Более того, когда секретари райкомов партии ставили вопрос о том, что проводится неправильная политика и население такой политики не понимает, Ельцин отвечал, что не надо драматизировать: большие очереди, говорил он, тоже один из методов борьбы с пьянством. И если он и не выступал активно «за», то и не сопротивлялся так называемой антиалкогольной борьбе.
При Ельцине комиссии партийного контроля стали проверять и горком партии. Проходили проверки так. Прежде всего, брали сведения в милиции, которая должна была регулярно сообщать в горком, кого из руководителей задержали в нетрезвом виде. По этим спискам мы должны были принимать меры: кого-то исключать из партии, если человек попался не в первый раз, или объявлять взыскание.

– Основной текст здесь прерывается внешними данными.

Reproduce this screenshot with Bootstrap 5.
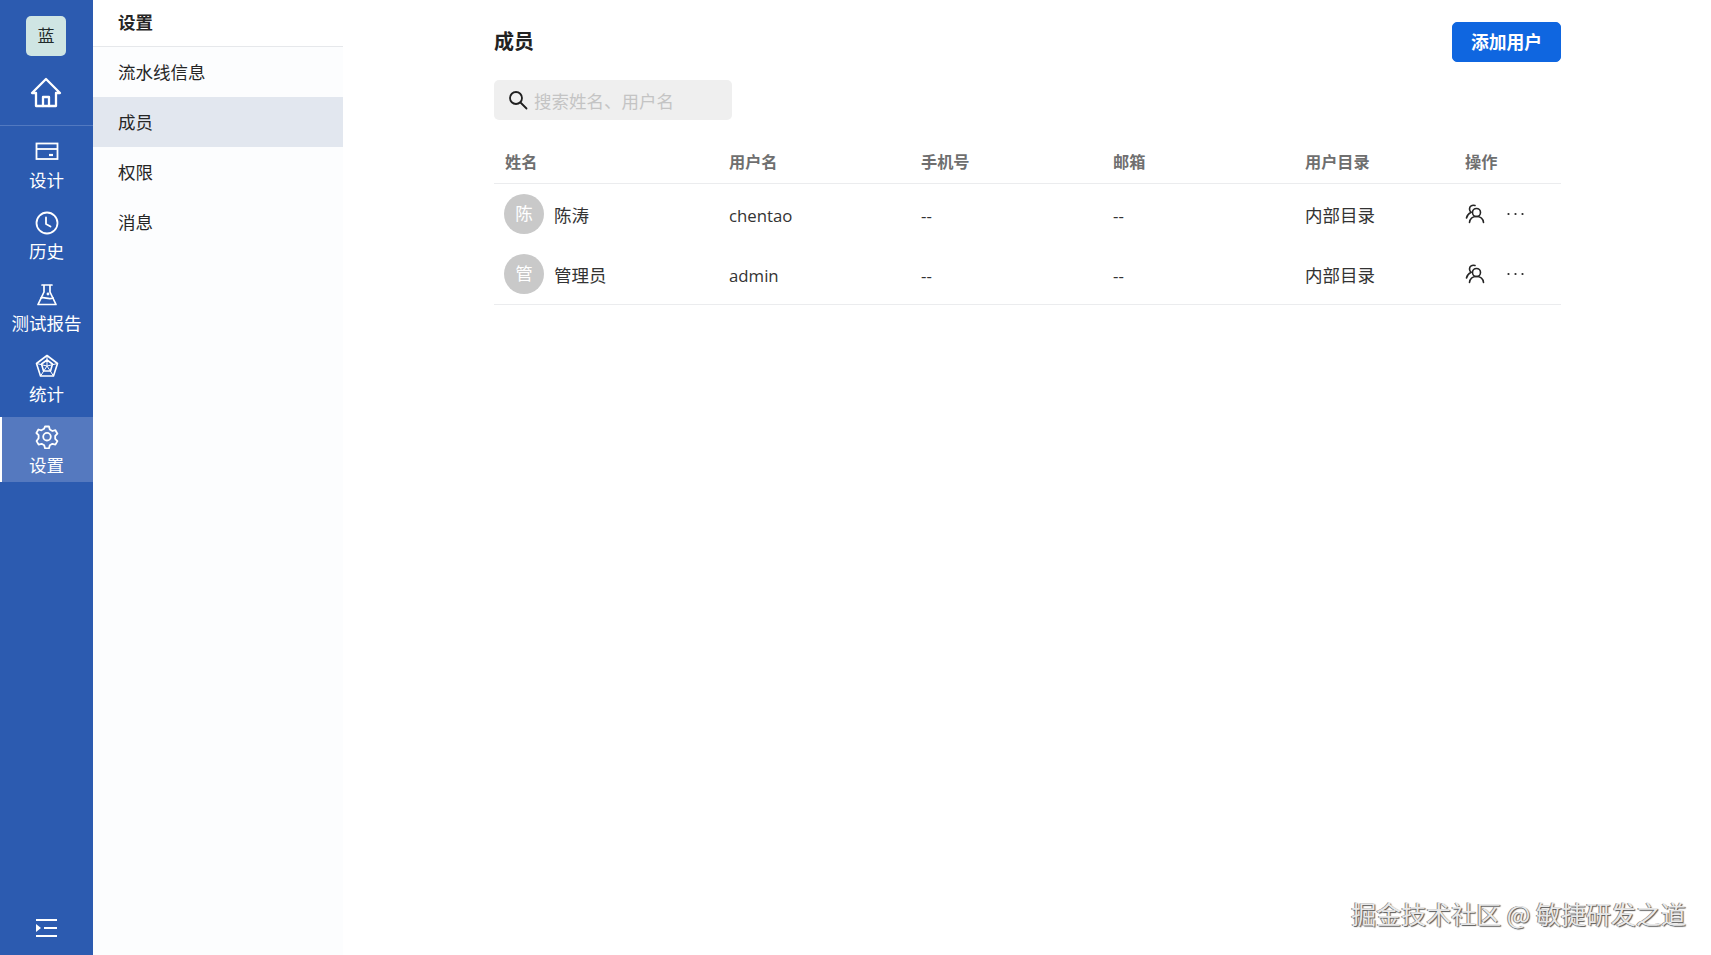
<!DOCTYPE html>
<html lang="zh-CN">
<head>
<meta charset="utf-8">
<title>成员</title>
<link href="https://cdn.jsdelivr.net/npm/bootstrap@5.3.0/dist/css/bootstrap.min.css" rel="stylesheet">
<style>
html,body{height:100%;overflow:hidden}
body{font-family:"Open Sans","Noto Sans CJK SC",sans-serif;color:#262626;background:#fff;font-size:17.5px}
.app-shell{height:955px;position:relative}
.rail{width:93px;background:#2c5bb0;color:#fff;flex:none}
.rail-logo{width:40px;height:40px;margin:16px 0 0 26px;background:#cfe5e3;border-radius:5px;color:#1f2a2a;font-size:17px}
.rail-home{height:70px;border-bottom:1px solid #5279c0;padding:21px 2px 0 0}
.rail-items{padding-top:6px;gap:6px}
.rail-item{height:65.25px;padding-top:8px;font-size:17.5px;line-height:24px;color:#fff;text-decoration:none;border-left:2px solid transparent}
.rail-item svg{display:block;margin:0 auto 4px;position:relative;left:-1px}
.rail-item span{position:relative;left:-1px;display:block;text-align:center}
.rail-item.is-on{background:#5579bf;border-left-color:#fff}
.rail-foot{margin-top:auto;height:42px;padding-left:36px}
.sub-nav{width:250px;background:#fcfdfe;flex:none}
.sub-head{height:47px;line-height:45px;padding-left:25px;font-weight:700;border-bottom:1px solid #e6e8eb;background:#fff}
.sub-link{height:50px;line-height:51px;padding-left:25px;color:#262626;text-decoration:none}
.sub-link.is-on{background:#e2e7ef}
.page-pane{flex:1;padding:22px 150px 0 151px;min-width:0}
.page-head{height:40px}
.page-title{font-size:20px;font-weight:700;margin:0;line-height:42px;color:#222}
.btn-add{width:109px;height:40px;padding:0;background:#0f66e0;border-color:#0f66e0;font-weight:700;font-size:17.8px;border-radius:5px;color:#fff}
.search-box{width:238px;height:40px;margin-top:18px;background:#efefef;border-radius:5px;padding-left:14px;gap:6px}
.search-box input{border:0;background:transparent;outline:0;font-size:17.5px;width:190px;padding:2px 0 0;color:#262626;font-family:inherit}
.search-box input::placeholder{color:#c4c4c4;opacity:1}
.member-table{margin:23px 0 0;table-layout:fixed;width:1067px}
.member-table th{font-size:16.2px;font-weight:700;color:#6f6f6f;height:40px;padding:0 0 2px 11px;vertical-align:middle;border-bottom:1px solid #ebecee}
.member-table td{height:60.5px;padding:4px 0 0 11px;vertical-align:middle;border:0;font-size:17.5px;color:#333}
.member-table tr:last-child td{border-bottom:1px solid #ebecee}
.member-table td.first-cell{padding-left:10px}
.member-table td.latin-cell{font-size:16.8px}
.name-cell{gap:10px;margin-top:-4px}
.name-text{padding-top:4px}
.act-cell{gap:21px;margin-top:-3px}
.face{width:40px;height:40px;border-radius:50%;background:#c9c9c9;color:#fff;font-size:17.5px;flex:none}
.mark-text{position:absolute;right:25px;bottom:25px;font-size:25px;line-height:34px;color:#e9e9e9;text-shadow:1px 1px 1px #555,-1px 0 0 #888;font-family:"Noto Sans CJK SC",sans-serif}
</style>
</head>
<body>
<div class="app-shell d-flex">
  <nav class="rail d-flex flex-column">
    <div class="rail-logo d-flex align-items-center justify-content-center">蓝</div>
    <div class="rail-home d-flex justify-content-center">
      <svg width="32" height="32" viewBox="0 0 32 32" fill="none" stroke="#fff" stroke-width="2.3" stroke-linejoin="round" stroke-linecap="round"><path d="M2 16 16 2l14 14h-4v13H6V16z"/><path d="M13 29v-9h6v9"/></svg>
    </div>
    <div class="rail-items d-flex flex-column">
      <a class="rail-item" href="#"><svg width="24" height="24" viewBox="0 0 24 24" fill="none" stroke="#fff" stroke-width="1.8"><rect x="1.5" y="3.5" width="21" height="15.5"/><path d="M1.500 9h21"/><path d="M14 15h4" stroke-width="2.2"/></svg><span>设计</span></a>
      <a class="rail-item" href="#"><svg width="24" height="24" viewBox="0 0 24 24" fill="none" stroke="#fff" stroke-width="1.8" stroke-linecap="round" stroke-linejoin="round"><circle cx="12" cy="12" r="10.5"/><path d="M11 6.500V13l4.500 2.500"/></svg><span>历史</span></a>
      <a class="rail-item" href="#"><svg width="24" height="24" viewBox="0 0 24 24" fill="none" stroke="#fff" stroke-width="1.7" stroke-linejoin="round" stroke-linecap="round"><path d="M7 2h10M9 2v7L3 21.500h18L15 9V2"/><path d="M6 15c4-1.500 7 2 12 0"/><circle cx="13" cy="11" r=".6" fill="#fff"/></svg><span>测试报告</span></a>
      <a class="rail-item" href="#"><svg width="24" height="24" viewBox="0 0 24 24" fill="none" stroke="#fff" stroke-width="1.6" stroke-linejoin="round"><path d="M12 1.500 22.500 9.500 18.500 22h-13L1.500 9.500z"/><path d="M12 6 17.500 10 15.500 17h-7L6.500 10z"/><path d="M12 1.500V12M22.500 9.500 12 12M18.500 22 12 12M5.500 22 12 12M1.500 9.500 12 12" stroke-width="1"/></svg><span>统计</span></a>
      <a class="rail-item is-on" href="#"><svg width="24" height="24" viewBox="0 0 24 24" fill="none" stroke="#fff" stroke-width="1.8" stroke-linejoin="round"><path d="M10 1.500h4l.8 3 2.600 1.500 3-.8 2 3.500-2.200 2.200v3l2.200 2.200-2 3.500-3-.8-2.600 1.500-.8 3h-4l-.8-3-2.600-1.500-3 .8-2-3.500L3.600 13.200v-3L1.400 8 3.400 4.500l3 .8L9 3.800z"/><circle cx="12" cy="11.700" r="3.800"/></svg><span>设置</span></a>
    </div>
    <div class="rail-foot">
      <svg width="21" height="18" viewBox="0 0 21 18" fill="#fff"><rect x="0" y="0" width="21" height="2"/><rect x="8" y="8" width="13" height="2"/><rect x="0" y="16" width="21" height="2"/><path d="M0 5v8l5-4z"/></svg>
    </div>
  </nav>
  <aside class="sub-nav d-flex flex-column">
    <div class="sub-head">设置</div>
    <a class="sub-link" href="#">流水线信息</a>
    <a class="sub-link is-on" href="#">成员</a>
    <a class="sub-link" href="#">权限</a>
    <a class="sub-link" href="#">消息</a>
  </aside>
  <main class="page-pane">
    <div class="page-head d-flex justify-content-between align-items-center">
      <h1 class="page-title">成员</h1>
      <button type="button" class="btn btn-primary btn-add">添加用户</button>
    </div>
    <div class="search-box d-flex align-items-center">
      <svg width="20" height="20" viewBox="0 0 20 20" fill="none" stroke="#1f1f1f" stroke-width="1.8" stroke-linecap="round"><circle cx="8" cy="8" r="6"/><path d="M12.500 12.500 18.500 18.500"/></svg>
      <input type="text" placeholder="搜索姓名、用户名">
    </div>
    <table class="table member-table">
      <colgroup><col style="width:224px"><col style="width:192px"><col style="width:192px"><col style="width:192px"><col style="width:160px"><col></colgroup>
      <thead><tr><th>姓名</th><th>用户名</th><th>手机号</th><th>邮箱</th><th>用户目录</th><th>操作</th></tr></thead>
      <tbody>
        <tr>
          <td class="first-cell"><div class="d-flex align-items-center name-cell"><div class="face d-flex align-items-center justify-content-center">陈</div><span class="name-text">陈涛</span></div></td>
          <td class="latin-cell">chentao</td><td class="latin-cell">--</td><td class="latin-cell">--</td><td>内部目录</td>
          <td><div class="d-flex align-items-center act-cell"><svg width="20" height="20" viewBox="0 0 20 20" fill="none" stroke="#262626" stroke-width="1.6" stroke-linecap="round"><circle cx="11.500" cy="8.500" r="4"/><path d="M4.500 18.500c.5-4 3-6 7-6s6.500 2 7 6"/><path d="M10 1.500C7 .5 4.500 2.300 4.500 5c0 1.300.5 2.300 1.500 3.200C3.500 9.500 2 11.500 1.500 14"/></svg><svg width="19" height="6" viewBox="0 0 19 6" fill="#262626"><circle cx="2.500" cy="3" r="1.100"/><circle cx="9.500" cy="3" r="1.100"/><circle cx="16.500" cy="3" r="1.100"/></svg></div></td>
        </tr>
        <tr>
          <td class="first-cell"><div class="d-flex align-items-center name-cell"><div class="face d-flex align-items-center justify-content-center">管</div><span class="name-text">管理员</span></div></td>
          <td class="latin-cell">admin</td><td class="latin-cell">--</td><td class="latin-cell">--</td><td>内部目录</td>
          <td><div class="d-flex align-items-center act-cell"><svg width="20" height="20" viewBox="0 0 20 20" fill="none" stroke="#262626" stroke-width="1.6" stroke-linecap="round"><circle cx="11.500" cy="8.500" r="4"/><path d="M4.500 18.500c.5-4 3-6 7-6s6.500 2 7 6"/><path d="M10 1.500C7 .5 4.500 2.300 4.500 5c0 1.300.5 2.300 1.500 3.200C3.500 9.500 2 11.500 1.500 14"/></svg><svg width="19" height="6" viewBox="0 0 19 6" fill="#262626"><circle cx="2.500" cy="3" r="1.100"/><circle cx="9.500" cy="3" r="1.100"/><circle cx="16.500" cy="3" r="1.100"/></svg></div></td>
        </tr>
      </tbody>
    </table>
  </main>
  <div class="mark-text">掘金技术社区 @ 敏捷研发之道</div>
</div>
<script src="https://cdn.jsdelivr.net/npm/bootstrap@5.3.0/dist/js/bootstrap.bundle.min.js"></script>
</body>
</html>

Затем та же комиссия брала копию списков и смотрела, насколько жестко партийная организация подходила к провинившимся. Если им казалось, что приняты недостаточные, по их мнению, меры, партийный руководитель подвергался критике. Например, если директор был замечен в нетрезвом состоянии или на него написали донос и факт подтвердился, машина срабатывала неумолимо.
При этом совсем не обязательно было попадать в вытрезвитель! Просто приходило письмо незатейливого содержания: вот у нас было торжественное собрание, после которого «втихаря» в кабинете директора собралось руководство, и там были спиртные напитки. Если проверка это подтверждала (а всегда находился кто-нибудь, кто «был, но не пил») и если не принимались драконовские меры против директора, вплоть до освобождения от работы, каким бы хорошим он ни был, партийные органы подвергались резкой критике. Все это порождало еще и элементарное стукачество.
Вернемся к милицейским спискам. Отслеживали по ним не только руководителей, но и рядовых коммунистов. Милиция уже тогда стала «баловаться»: человек выходит из ресторана, от него немного пахнет — стражи порядка тут как тут. Его задерживают и предлагают заплатить штраф. Тот не платит (был на дне рождения, выпил, но не пьян!). Милиционеры заталкивают его в машину, насильно вливают в него водку (даже такие случаи были!) и везут в вытрезвитель. И хотя доказать такие безобразные случаи было сложно, но это иногда удавалось, и несколько начальников вытрезвителей в Москве были сняты с работы и уволены из органов милиции за подобные действия.
Бывало и так, что стражи порядка отбирали у задержанного спиртные напитки и там же, в вытрезвителе, сами их выпивали. Такое случалось и в Куйбышевском районе.
Мы возмущались, высказывали критические замечания, но дурь торжествовала. Совершенно жесткие были по этому поводу установки, и любое критическое выступление воспринималось не просто как непонимание, а как «противоречащее общей партийной линии». Однако большинство понимало ошибочность проводимых мероприятий, и критических выступлений на совещаниях в горкоме партии было немало. Но были, конечно, и люди, которые истово следовали указаниям «сверху».
Мы вспоминаем теперь об этом с долей иронии, а тогда было не до смеха. От нас требовали жесткой реализации «линии партии». А возмущение росло.
Алкогольные запреты и в личном плане вызывали определенные неудобства. У меня это совпало с отпуском. Есть традиция — без бутылки вина ни одно семейное мероприятие не отмечается. Помню, мне, как и каждому другому, приходилось искать какие-то пути, чтобы купить напитки. Постоял я пару раз в километровой очереди недалеко от дома, но потом отказался. Не то чтобы я боялся, что узнать могут. Стыдно, да и просто неприятно было стоять в этих очередях. Два раза ездил я к сестре — она в Тушинском районе живет — и там отстоял. Но это потому, что был в отпуске. И опять же неудобно! А позже я просто был лишен этой возможности: винные магазины торговали с 11.00 до 19.00, а я в это время всегда на работе.